** Start Supplied material **

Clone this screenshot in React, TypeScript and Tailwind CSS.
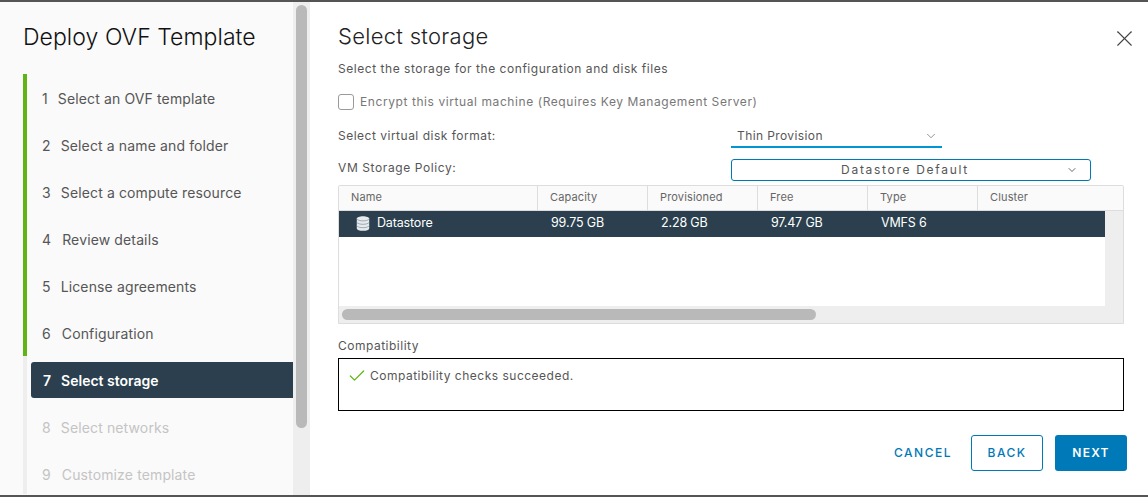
import React from 'react';
import { Check, ChevronDown, X } from 'lucide-react';

const steps = [
  { n: 1, label: 'Select an OVF template', gap: 'gap-[10px]' },
  { n: 2, label: 'Select a name and folder', gap: 'gap-[10px]' },
  { n: 3, label: 'Select a compute resource', gap: 'gap-[10px]' },
  { n: 4, label: 'Review details', gap: 'gap-[11px]' },
  { n: 5, label: 'License agreements', gap: 'gap-[10px]' },
  { n: 6, label: 'Configuration', gap: 'gap-[11px]' },
];

const columns = [
  { name: 'Name', w: 'w-[199px]' },
  { name: 'Capacity', w: 'w-[110px]' },
  { name: 'Provisioned', w: 'w-[110px]' },
  { name: 'Free', w: 'w-[110px]' },
  { name: 'Type', w: 'w-[110px]' },
  { name: 'Cluster', w: 'flex-1' },
];

const DatastoreIcon = () => (
  <svg width="14" height="16" viewBox="0 0 14 16" fill="none">
    <path d="M.8 2.6C.8 1.2 3.6.2 7 .2s6.2 1 6.2 2.4v9.8c0 1.4-2.8 2.4-6.2 2.4S.8 13.8.8 12.4Z" fill="#e6eaed" />
    <path d="M.8 3c1 1.2 3.4 1.9 6.2 1.9S12.2 4.2 13.2 3" stroke="#8d9aa4" strokeWidth="0.8" />
    <path d="M.8 6.4c1 1.2 3.4 1.9 6.2 1.9s5.2-.7 6.2-1.9" stroke="#8d9aa4" strokeWidth="0.8" />
    <path d="M.8 9.8c1 1.2 3.4 1.9 6.2 1.9s5.2-.7 6.2-1.9" stroke="#8d9aa4" strokeWidth="0.8" />
  </svg>
);

export default function App() {
  return (
    <div className="w-[1148px] h-[497px] flex flex-col overflow-hidden bg-white font-['Inter',sans-serif] text-[#565656]">
      <div className="h-[2px] bg-[#555555]" />
      <div className="flex-1 flex min-h-0">
        {/* wizard steps */}
        <aside className="w-[293px] bg-[#fafafa] overflow-hidden">
          <h1 className="pl-[23px] mt-[21px] h-[28px] leading-[28px] text-[23px] font-light tracking-[0.05px] text-[#111111] whitespace-nowrap">
            Deploy OVF Template
          </h1>
          <div className="ml-[23px] mt-[23px] border-l-4 border-[#eeeeee] h-[420px]">
            <div className="border-l-4 -ml-[4px] border-[#60b515] h-[282px] pt-[1px]">
              {steps.map((s) => (
                <div key={s.n} className={`h-[47px] flex items-center pl-[15px] text-[14px] tracking-[0.13px] ${s.gap}`}>
                  <span>{s.n}</span>
                  <span>{s.label}</span>
                </div>
              ))}
            </div>
            <div className="ml-[4px] mt-[6px] h-[36px] rounded-l-[3px] bg-[#2b3f4e] text-white font-semibold text-[14px] flex items-center gap-[10px] pl-[12px]">
              <span>7</span>
              <span>Select storage</span>
            </div>
            <div className="h-[58px] flex items-center gap-[10px] pl-[15px] text-[14px] tracking-[0.13px] text-[#c4c4c4]">
              <span>8</span>
              <span>Select networks</span>
            </div>
            <div className="h-[36px] flex items-center gap-[11px] pl-[15px] text-[14px] tracking-[0.13px] text-[#c4c4c4]">
              <span>9</span>
              <span>Customize template</span>
            </div>
          </div>
        </aside>
        <div className="w-[17px] bg-[#eeeeee] pt-[3px] px-[3px]">
          <div className="h-[423px] rounded-full bg-[#b9b9b9]" />
        </div>

        {/* main panel */}
        <main className="flex-1 min-w-0 pl-[28px] pr-[21px]">
          <div className="flex items-center justify-between h-[28px] mt-[20px]">
            <h2 className="text-[22px] font-light tracking-[0.3px] text-[#222222]">Select storage</h2>
            <X size={27} strokeWidth={1} className="text-[#444444] -mr-[11px] mt-[4px]" />
          </div>
          <p className="mt-[11px] h-[16px] leading-[16px] text-[12px] tracking-[0.54px]">
            Select the storage for the configuration and disk files
          </p>
          <label className="mt-[16px] h-[18px] flex items-center gap-[6px] text-[12px] tracking-[0.58px] text-[#777777]">
            <span className="w-[16px] h-[16px] rounded-[3px] border border-[#9a9a9a] bg-white" />
            Encrypt this virtual machine (Requires Key Management Server)
          </label>
          <div className="mt-[14px] h-[23px] flex">
            <span className="w-[393px] text-[12px] tracking-[0.5px] leading-[22px]">Select virtual disk format:</span>
            <div className="w-[211px] border-b-2 border-[#0095d3] flex items-center justify-between pl-[6px] pr-[4px] text-[12px] tracking-[0.4px]">
              Thin Provision
              <ChevronDown size={14} strokeWidth={1.2} className="text-[#666666]" />
            </div>
          </div>
          <div className="mt-[11px] h-[22px] flex">
            <span className="w-[393px] text-[12px] tracking-[0.6px] leading-[18px]">VM Storage Policy:</span>
            <div className="relative w-[360px] rounded-[3px] border border-[#0079b8] flex items-center justify-center pr-[12px] text-[12px] tracking-[1.7px]">
              Datastore Default
              <ChevronDown size={12} strokeWidth={1.6} className="absolute right-[12px] text-[#444444]" />
            </div>
          </div>

          {/* datastore table */}
          <div className="mt-[4px] mr-[3px] h-[139px] border border-[#dddddd] rounded-t-[2px] flex flex-col bg-[#eeeeee]">
            <div className="h-[25px] flex bg-[#fafafa] border-b border-[#dddddd] text-[11px] tracking-[0.15px] text-[#666666]">
              {columns.map((c, i) => (
                <div
                  key={c.name}
                  className={`${c.w} pl-[12px] leading-[22px] ${i < 5 ? 'border-r border-[#dddddd]' : ''}`}
                >
                  {c.name}
                </div>
              ))}
            </div>
            <div className="h-[95px] mr-[18px] bg-white">
              <div className="h-[26px] pb-[1px] bg-[#2b3f4e] text-white text-[12.5px] flex items-center tracking-[-0.15px]">
                <div className="w-[199px] flex items-center pl-[17px] gap-[7px]">
                  <DatastoreIcon />
                  Datastore
                </div>
                <div className="w-[110px] pl-[13px]">99.75 GB</div>
                <div className="w-[110px] pl-[13px]">2.28 GB</div>
                <div className="w-[110px] pl-[13px]">97.47 GB</div>
                <div className="w-[110px] pl-[13px]">VMFS 6</div>
              </div>
            </div>
            <div className="flex-1 pt-[3px] pl-[3px]">
              <div className="w-[474px] h-[11px] rounded-full bg-[#b9b9b9]" />
            </div>
          </div>

          <div className="mt-[14px] h-[16px] leading-[16px] text-[12px] tracking-[0.5px]">Compatibility</div>
          <div className="mt-[4px] mr-[3px] h-[53px] border border-black pl-[8px] pt-[7px] flex items-start gap-[3px] text-[12px] tracking-[0.5px]">
            <Check size={20} strokeWidth={1.5} className="text-[#60b515]" />
            <span className="mt-[2px] leading-[16px]">Compatibility checks succeeded.</span>
          </div>

          <div className="mt-[24px] flex items-center justify-end">
            <span className="mr-[19px] text-[12px] font-medium tracking-[1.5px] text-[#0079b8]">CANCEL</span>
            <button className="w-[72px] h-[36px] rounded-[3px] border border-[#0079b8] text-[12px] font-medium tracking-[1.5px] text-[#0079b8] mr-[12px]">
              BACK
            </button>
            <button className="w-[72px] h-[36px] rounded-[3px] bg-[#0079b8] text-[12px] font-semibold tracking-[1.2px] text-white">
              NEXT
            </button>
          </div>
        </main>
      </div>
      <div className="h-[2px] bg-[#555555]" />
    </div>
  );
}
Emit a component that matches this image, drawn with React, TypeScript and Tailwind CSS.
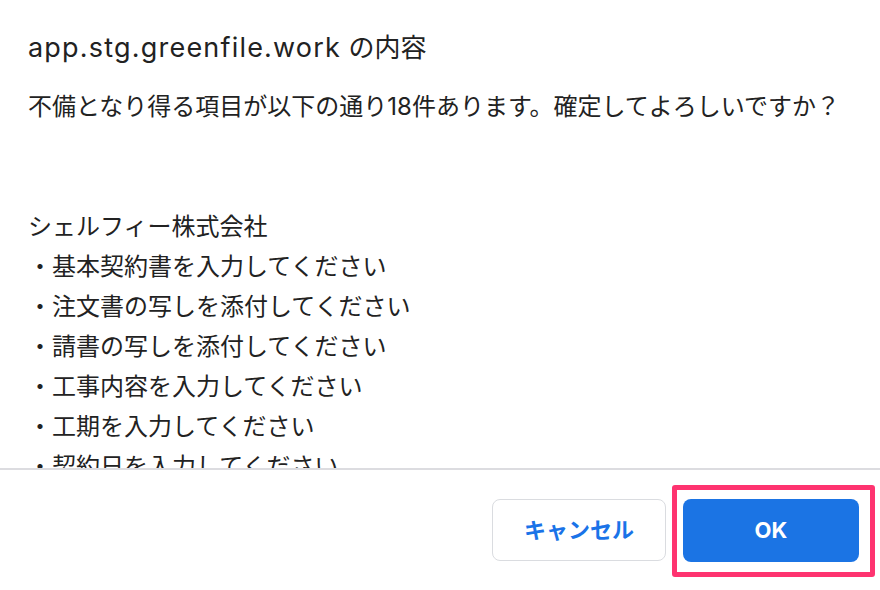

** End Supplied material **

▶ **Given problem**: Copy the listing exactly. Any image in it stays out of the copy.

▶ **Output**:
Clone this screenshot in React, TypeScript and Tailwind CSS.
import React from 'react';
import { Check, ChevronDown, X } from 'lucide-react';

const steps = [
  { n: 1, label: 'Select an OVF template', gap: 'gap-[10px]' },
  { n: 2, label: 'Select a name and folder', gap: 'gap-[10px]' },
  { n: 3, label: 'Select a compute resource', gap: 'gap-[10px]' },
  { n: 4, label: 'Review details', gap: 'gap-[11px]' },
  { n: 5, label: 'License agreements', gap: 'gap-[10px]' },
  { n: 6, label: 'Configuration', gap: 'gap-[11px]' },
];

const columns = [
  { name: 'Name', w: 'w-[199px]' },
  { name: 'Capacity', w: 'w-[110px]' },
  { name: 'Provisioned', w: 'w-[110px]' },
  { name: 'Free', w: 'w-[110px]' },
  { name: 'Type', w: 'w-[110px]' },
  { name: 'Cluster', w: 'flex-1' },
];

const DatastoreIcon = () => (
  <svg width="14" height="16" viewBox="0 0 14 16" fill="none">
    <path d="M.8 2.6C.8 1.2 3.6.2 7 .2s6.2 1 6.2 2.4v9.8c0 1.4-2.8 2.4-6.2 2.4S.8 13.8.8 12.4Z" fill="#e6eaed" />
    <path d="M.8 3c1 1.2 3.4 1.9 6.2 1.9S12.2 4.2 13.2 3" stroke="#8d9aa4" strokeWidth="0.8" />
    <path d="M.8 6.4c1 1.2 3.4 1.9 6.2 1.9s5.2-.7 6.2-1.9" stroke="#8d9aa4" strokeWidth="0.8" />
    <path d="M.8 9.8c1 1.2 3.4 1.9 6.2 1.9s5.2-.7 6.2-1.9" stroke="#8d9aa4" strokeWidth="0.8" />
  </svg>
);

export default function App() {
  return (
    <div className="w-[1148px] h-[497px] flex flex-col overflow-hidden bg-white font-['Inter',sans-serif] text-[#565656]">
      <div className="h-[2px] bg-[#555555]" />
      <div className="flex-1 flex min-h-0">
        {/* wizard steps */}
        <aside className="w-[293px] bg-[#fafafa] overflow-hidden">
          <h1 className="pl-[23px] mt-[21px] h-[28px] leading-[28px] text-[23px] font-light tracking-[0.05px] text-[#111111] whitespace-nowrap">
            Deploy OVF Template
          </h1>
          <div className="ml-[23px] mt-[23px] border-l-4 border-[#eeeeee] h-[420px]">
            <div className="border-l-4 -ml-[4px] border-[#60b515] h-[282px] pt-[1px]">
              {steps.map((s) => (
                <div key={s.n} className={`h-[47px] flex items-center pl-[15px] text-[14px] tracking-[0.13px] ${s.gap}`}>
                  <span>{s.n}</span>
                  <span>{s.label}</span>
                </div>
              ))}
            </div>
            <div className="ml-[4px] mt-[6px] h-[36px] rounded-l-[3px] bg-[#2b3f4e] text-white font-semibold text-[14px] flex items-center gap-[10px] pl-[12px]">
              <span>7</span>
              <span>Select storage</span>
            </div>
            <div className="h-[58px] flex items-center gap-[10px] pl-[15px] text-[14px] tracking-[0.13px] text-[#c4c4c4]">
              <span>8</span>
              <span>Select networks</span>
            </div>
            <div className="h-[36px] flex items-center gap-[11px] pl-[15px] text-[14px] tracking-[0.13px] text-[#c4c4c4]">
              <span>9</span>
              <span>Customize template</span>
            </div>
          </div>
        </aside>
        <div className="w-[17px] bg-[#eeeeee] pt-[3px] px-[3px]">
          <div className="h-[423px] rounded-full bg-[#b9b9b9]" />
        </div>

        {/* main panel */}
        <main className="flex-1 min-w-0 pl-[28px] pr-[21px]">
          <div className="flex items-center justify-between h-[28px] mt-[20px]">
            <h2 className="text-[22px] font-light tracking-[0.3px] text-[#222222]">Select storage</h2>
            <X size={27} strokeWidth={1} className="text-[#444444] -mr-[11px] mt-[4px]" />
          </div>
          <p className="mt-[11px] h-[16px] leading-[16px] text-[12px] tracking-[0.54px]">
            Select the storage for the configuration and disk files
          </p>
          <label className="mt-[16px] h-[18px] flex items-center gap-[6px] text-[12px] tracking-[0.58px] text-[#777777]">
            <span className="w-[16px] h-[16px] rounded-[3px] border border-[#9a9a9a] bg-white" />
            Encrypt this virtual machine (Requires Key Management Server)
          </label>
          <div className="mt-[14px] h-[23px] flex">
            <span className="w-[393px] text-[12px] tracking-[0.5px] leading-[22px]">Select virtual disk format:</span>
            <div className="w-[211px] border-b-2 border-[#0095d3] flex items-center justify-between pl-[6px] pr-[4px] text-[12px] tracking-[0.4px]">
              Thin Provision
              <ChevronDown size={14} strokeWidth={1.2} className="text-[#666666]" />
            </div>
          </div>
          <div className="mt-[11px] h-[22px] flex">
            <span className="w-[393px] text-[12px] tracking-[0.6px] leading-[18px]">VM Storage Policy:</span>
            <div className="relative w-[360px] rounded-[3px] border border-[#0079b8] flex items-center justify-center pr-[12px] text-[12px] tracking-[1.7px]">
              Datastore Default
              <ChevronDown size={12} strokeWidth={1.6} className="absolute right-[12px] text-[#444444]" />
            </div>
          </div>

          {/* datastore table */}
          <div className="mt-[4px] mr-[3px] h-[139px] border border-[#dddddd] rounded-t-[2px] flex flex-col bg-[#eeeeee]">
            <div className="h-[25px] flex bg-[#fafafa] border-b border-[#dddddd] text-[11px] tracking-[0.15px] text-[#666666]">
              {columns.map((c, i) => (
                <div
                  key={c.name}
                  className={`${c.w} pl-[12px] leading-[22px] ${i < 5 ? 'border-r border-[#dddddd]' : ''}`}
                >
                  {c.name}
                </div>
              ))}
            </div>
            <div className="h-[95px] mr-[18px] bg-white">
              <div className="h-[26px] pb-[1px] bg-[#2b3f4e] text-white text-[12.5px] flex items-center tracking-[-0.15px]">
                <div className="w-[199px] flex items-center pl-[17px] gap-[7px]">
                  <DatastoreIcon />
                  Datastore
                </div>
                <div className="w-[110px] pl-[13px]">99.75 GB</div>
                <div className="w-[110px] pl-[13px]">2.28 GB</div>
                <div className="w-[110px] pl-[13px]">97.47 GB</div>
                <div className="w-[110px] pl-[13px]">VMFS 6</div>
              </div>
            </div>
            <div className="flex-1 pt-[3px] pl-[3px]">
              <div className="w-[474px] h-[11px] rounded-full bg-[#b9b9b9]" />
            </div>
          </div>

          <div className="mt-[14px] h-[16px] leading-[16px] text-[12px] tracking-[0.5px]">Compatibility</div>
          <div className="mt-[4px] mr-[3px] h-[53px] border border-black pl-[8px] pt-[7px] flex items-start gap-[3px] text-[12px] tracking-[0.5px]">
            <Check size={20} strokeWidth={1.5} className="text-[#60b515]" />
            <span className="mt-[2px] leading-[16px]">Compatibility checks succeeded.</span>
          </div>

          <div className="mt-[24px] flex items-center justify-end">
            <span className="mr-[19px] text-[12px] font-medium tracking-[1.5px] text-[#0079b8]">CANCEL</span>
            <button className="w-[72px] h-[36px] rounded-[3px] border border-[#0079b8] text-[12px] font-medium tracking-[1.5px] text-[#0079b8] mr-[12px]">
              BACK
            </button>
            <button className="w-[72px] h-[36px] rounded-[3px] bg-[#0079b8] text-[12px] font-semibold tracking-[1.2px] text-white">
              NEXT
            </button>
          </div>
        </main>
      </div>
      <div className="h-[2px] bg-[#555555]" />
    </div>
  );
}
Emit a component that matches this image, drawn with React, TypeScript and Tailwind CSS.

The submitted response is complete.